[Task goal]: From the entries below, please gather each line containing the string "that".

[Input rows]:
####################

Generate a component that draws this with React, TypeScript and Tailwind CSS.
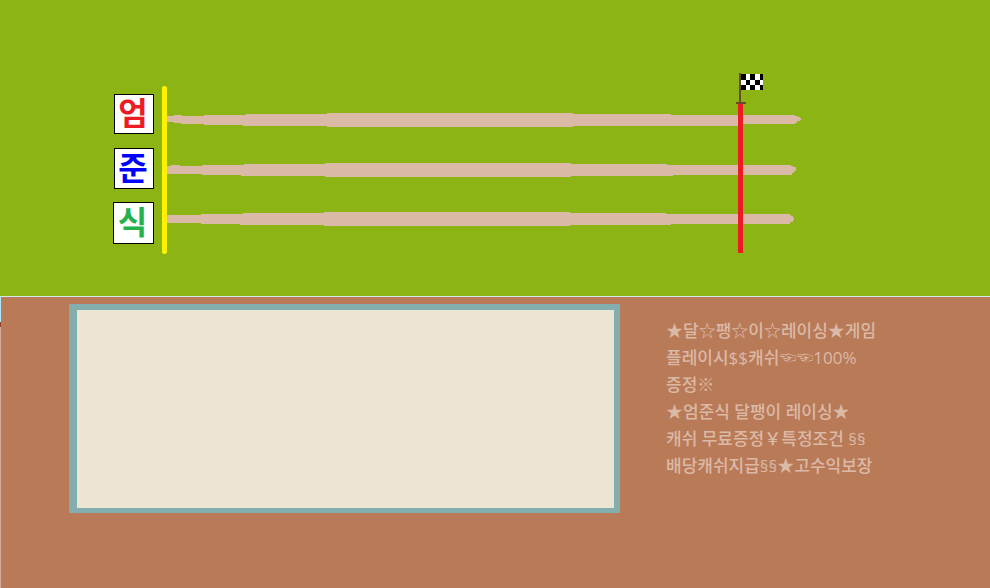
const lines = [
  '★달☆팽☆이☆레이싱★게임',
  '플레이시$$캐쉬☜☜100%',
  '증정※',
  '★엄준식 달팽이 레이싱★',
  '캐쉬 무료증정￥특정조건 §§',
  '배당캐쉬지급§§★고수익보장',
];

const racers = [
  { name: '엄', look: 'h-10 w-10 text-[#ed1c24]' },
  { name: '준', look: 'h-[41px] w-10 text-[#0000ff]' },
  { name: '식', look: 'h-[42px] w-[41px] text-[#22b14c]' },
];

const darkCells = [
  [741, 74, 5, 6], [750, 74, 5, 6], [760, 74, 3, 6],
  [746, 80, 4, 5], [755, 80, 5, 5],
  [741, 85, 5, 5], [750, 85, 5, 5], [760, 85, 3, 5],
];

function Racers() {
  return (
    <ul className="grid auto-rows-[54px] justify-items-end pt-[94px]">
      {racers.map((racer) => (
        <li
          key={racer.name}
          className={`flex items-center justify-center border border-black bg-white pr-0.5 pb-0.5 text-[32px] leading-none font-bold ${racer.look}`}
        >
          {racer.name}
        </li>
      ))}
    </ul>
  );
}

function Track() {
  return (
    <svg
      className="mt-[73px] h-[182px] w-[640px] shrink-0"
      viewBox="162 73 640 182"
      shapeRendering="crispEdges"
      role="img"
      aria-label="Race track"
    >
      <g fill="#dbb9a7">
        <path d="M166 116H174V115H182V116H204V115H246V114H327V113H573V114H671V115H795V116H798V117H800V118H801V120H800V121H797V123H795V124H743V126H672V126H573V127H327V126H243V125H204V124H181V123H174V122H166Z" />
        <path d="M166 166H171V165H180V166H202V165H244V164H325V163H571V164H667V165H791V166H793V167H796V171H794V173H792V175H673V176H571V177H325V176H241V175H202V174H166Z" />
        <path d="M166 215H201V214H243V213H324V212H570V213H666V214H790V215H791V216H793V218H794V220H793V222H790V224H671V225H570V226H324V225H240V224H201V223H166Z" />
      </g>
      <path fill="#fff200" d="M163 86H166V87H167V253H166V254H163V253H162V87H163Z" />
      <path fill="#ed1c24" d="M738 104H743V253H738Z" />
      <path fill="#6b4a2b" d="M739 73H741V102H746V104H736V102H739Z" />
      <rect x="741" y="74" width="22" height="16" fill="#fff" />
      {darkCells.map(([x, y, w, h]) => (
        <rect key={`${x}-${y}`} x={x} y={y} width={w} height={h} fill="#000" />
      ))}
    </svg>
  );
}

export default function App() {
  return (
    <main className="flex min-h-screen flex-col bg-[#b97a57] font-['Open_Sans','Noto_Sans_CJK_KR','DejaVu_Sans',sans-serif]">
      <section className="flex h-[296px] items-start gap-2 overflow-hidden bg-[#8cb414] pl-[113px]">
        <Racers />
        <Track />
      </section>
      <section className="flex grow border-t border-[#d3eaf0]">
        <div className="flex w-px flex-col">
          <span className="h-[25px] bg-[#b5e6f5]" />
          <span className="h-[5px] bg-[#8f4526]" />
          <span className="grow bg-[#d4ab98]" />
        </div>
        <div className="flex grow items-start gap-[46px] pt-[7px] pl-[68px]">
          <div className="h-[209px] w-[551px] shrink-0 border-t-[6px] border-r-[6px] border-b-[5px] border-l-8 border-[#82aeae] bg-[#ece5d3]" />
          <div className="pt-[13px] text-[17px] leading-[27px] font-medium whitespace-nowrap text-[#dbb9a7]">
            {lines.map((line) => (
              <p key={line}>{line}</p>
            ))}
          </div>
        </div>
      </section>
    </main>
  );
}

####################

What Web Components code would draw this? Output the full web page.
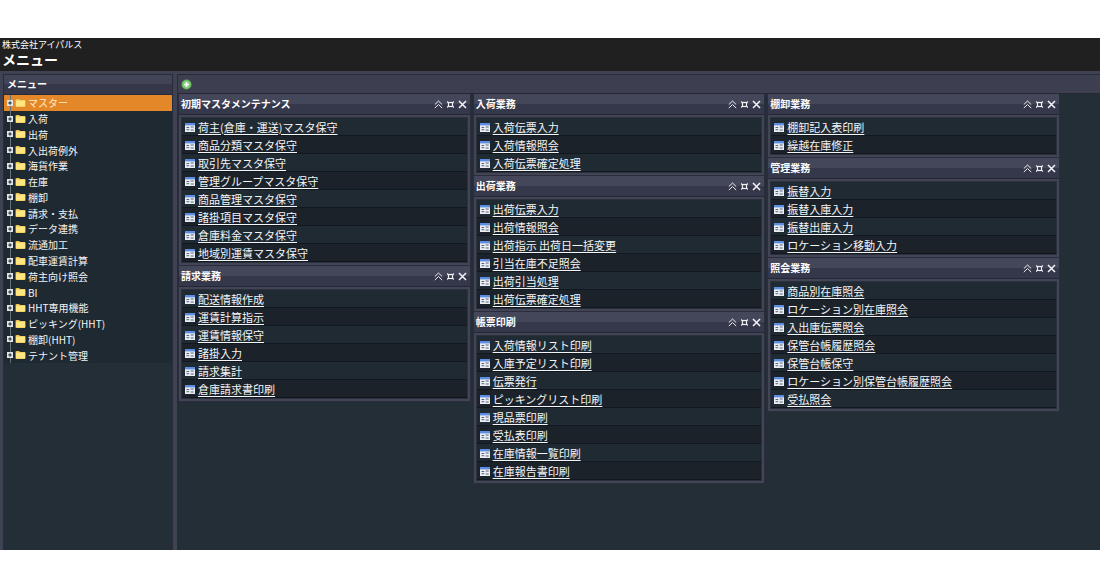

####################

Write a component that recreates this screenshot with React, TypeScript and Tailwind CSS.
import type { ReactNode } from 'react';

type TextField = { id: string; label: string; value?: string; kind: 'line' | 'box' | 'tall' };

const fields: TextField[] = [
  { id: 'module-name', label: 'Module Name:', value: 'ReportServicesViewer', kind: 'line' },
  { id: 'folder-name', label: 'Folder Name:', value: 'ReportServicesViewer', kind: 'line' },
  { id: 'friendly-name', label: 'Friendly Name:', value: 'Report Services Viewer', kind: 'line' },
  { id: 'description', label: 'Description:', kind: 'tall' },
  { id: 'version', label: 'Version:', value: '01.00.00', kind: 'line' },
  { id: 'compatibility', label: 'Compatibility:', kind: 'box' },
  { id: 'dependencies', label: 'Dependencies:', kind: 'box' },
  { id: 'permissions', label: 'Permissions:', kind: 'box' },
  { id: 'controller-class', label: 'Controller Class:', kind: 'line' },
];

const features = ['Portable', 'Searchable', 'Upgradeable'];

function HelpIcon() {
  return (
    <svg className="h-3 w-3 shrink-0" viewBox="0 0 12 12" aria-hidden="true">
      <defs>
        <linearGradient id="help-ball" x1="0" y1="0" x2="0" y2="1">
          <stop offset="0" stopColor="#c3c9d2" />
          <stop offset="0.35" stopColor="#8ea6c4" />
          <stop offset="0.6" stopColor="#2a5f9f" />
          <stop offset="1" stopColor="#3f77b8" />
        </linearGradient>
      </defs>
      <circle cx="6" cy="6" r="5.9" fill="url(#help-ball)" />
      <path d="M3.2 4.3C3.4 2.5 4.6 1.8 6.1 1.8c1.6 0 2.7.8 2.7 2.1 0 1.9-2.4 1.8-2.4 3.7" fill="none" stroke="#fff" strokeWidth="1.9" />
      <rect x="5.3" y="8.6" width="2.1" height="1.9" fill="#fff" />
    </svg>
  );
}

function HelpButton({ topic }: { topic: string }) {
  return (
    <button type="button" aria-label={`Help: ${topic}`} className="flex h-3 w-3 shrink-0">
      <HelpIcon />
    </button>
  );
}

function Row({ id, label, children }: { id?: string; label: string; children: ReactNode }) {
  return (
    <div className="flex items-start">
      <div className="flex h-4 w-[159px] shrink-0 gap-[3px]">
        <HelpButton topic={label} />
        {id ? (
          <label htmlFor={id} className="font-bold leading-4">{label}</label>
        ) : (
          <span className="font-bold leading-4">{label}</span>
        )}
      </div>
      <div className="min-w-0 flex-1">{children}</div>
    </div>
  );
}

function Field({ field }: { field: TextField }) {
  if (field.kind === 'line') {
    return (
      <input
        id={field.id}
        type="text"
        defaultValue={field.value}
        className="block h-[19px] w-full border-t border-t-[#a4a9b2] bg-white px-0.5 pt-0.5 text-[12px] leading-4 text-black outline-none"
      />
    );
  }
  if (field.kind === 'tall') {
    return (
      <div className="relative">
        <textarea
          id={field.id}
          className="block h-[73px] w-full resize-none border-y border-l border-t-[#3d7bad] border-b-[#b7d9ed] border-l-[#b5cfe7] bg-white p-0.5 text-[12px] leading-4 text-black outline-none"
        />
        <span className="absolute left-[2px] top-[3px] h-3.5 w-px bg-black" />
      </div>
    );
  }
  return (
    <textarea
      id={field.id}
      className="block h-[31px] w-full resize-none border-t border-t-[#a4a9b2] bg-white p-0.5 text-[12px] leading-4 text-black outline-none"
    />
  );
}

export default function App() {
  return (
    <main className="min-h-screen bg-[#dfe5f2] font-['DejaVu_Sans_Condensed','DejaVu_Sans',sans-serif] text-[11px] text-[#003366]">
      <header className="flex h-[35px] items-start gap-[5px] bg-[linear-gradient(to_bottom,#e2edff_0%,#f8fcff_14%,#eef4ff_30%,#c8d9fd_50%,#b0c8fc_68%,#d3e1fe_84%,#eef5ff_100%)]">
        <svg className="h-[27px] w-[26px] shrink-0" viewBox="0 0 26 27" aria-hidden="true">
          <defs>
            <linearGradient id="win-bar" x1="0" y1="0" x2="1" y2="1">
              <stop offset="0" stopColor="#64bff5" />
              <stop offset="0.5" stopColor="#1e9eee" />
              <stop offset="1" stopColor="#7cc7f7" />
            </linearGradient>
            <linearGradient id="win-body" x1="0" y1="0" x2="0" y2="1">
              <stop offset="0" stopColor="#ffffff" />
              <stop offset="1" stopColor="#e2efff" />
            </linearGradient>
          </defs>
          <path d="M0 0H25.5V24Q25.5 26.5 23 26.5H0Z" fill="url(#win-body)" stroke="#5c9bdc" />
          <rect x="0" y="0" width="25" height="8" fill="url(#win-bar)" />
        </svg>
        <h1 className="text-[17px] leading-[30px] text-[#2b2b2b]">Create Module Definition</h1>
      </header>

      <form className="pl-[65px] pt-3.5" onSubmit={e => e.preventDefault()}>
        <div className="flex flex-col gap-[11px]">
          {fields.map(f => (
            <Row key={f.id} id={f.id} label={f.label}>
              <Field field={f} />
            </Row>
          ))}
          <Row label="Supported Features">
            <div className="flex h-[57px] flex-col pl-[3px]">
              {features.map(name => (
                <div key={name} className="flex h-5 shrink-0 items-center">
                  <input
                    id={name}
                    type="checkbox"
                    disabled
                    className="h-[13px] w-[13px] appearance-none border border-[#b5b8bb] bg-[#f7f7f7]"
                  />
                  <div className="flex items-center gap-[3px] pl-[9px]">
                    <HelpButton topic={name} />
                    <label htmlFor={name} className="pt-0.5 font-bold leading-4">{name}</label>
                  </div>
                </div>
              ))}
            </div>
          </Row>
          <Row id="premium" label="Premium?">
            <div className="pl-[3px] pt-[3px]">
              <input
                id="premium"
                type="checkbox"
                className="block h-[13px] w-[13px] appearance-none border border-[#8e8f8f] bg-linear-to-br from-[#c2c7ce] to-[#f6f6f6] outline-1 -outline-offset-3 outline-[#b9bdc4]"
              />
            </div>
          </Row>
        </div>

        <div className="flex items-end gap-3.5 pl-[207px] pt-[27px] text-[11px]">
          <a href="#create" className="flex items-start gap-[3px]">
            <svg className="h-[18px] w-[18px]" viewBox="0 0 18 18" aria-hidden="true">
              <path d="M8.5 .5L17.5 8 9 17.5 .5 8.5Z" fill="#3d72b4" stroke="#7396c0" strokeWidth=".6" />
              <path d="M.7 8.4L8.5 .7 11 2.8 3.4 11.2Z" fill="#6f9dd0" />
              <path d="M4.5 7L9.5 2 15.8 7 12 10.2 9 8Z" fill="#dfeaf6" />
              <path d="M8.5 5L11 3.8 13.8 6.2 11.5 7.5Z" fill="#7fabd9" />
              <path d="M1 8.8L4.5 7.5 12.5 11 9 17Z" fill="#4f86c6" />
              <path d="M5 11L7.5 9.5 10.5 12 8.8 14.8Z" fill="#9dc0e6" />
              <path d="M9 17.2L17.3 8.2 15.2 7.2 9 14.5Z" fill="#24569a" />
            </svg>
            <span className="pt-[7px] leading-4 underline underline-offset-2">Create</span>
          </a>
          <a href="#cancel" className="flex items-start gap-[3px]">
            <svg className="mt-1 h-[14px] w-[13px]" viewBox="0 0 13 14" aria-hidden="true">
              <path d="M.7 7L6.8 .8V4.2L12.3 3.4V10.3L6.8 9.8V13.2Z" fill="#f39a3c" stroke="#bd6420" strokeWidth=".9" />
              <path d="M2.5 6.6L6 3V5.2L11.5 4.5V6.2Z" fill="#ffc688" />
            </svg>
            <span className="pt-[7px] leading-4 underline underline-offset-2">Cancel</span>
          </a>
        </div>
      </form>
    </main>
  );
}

####################

[The solution]:
Generate a component that draws this with React, TypeScript and Tailwind CSS.
Write a component that recreates this screenshot with React, TypeScript and Tailwind CSS.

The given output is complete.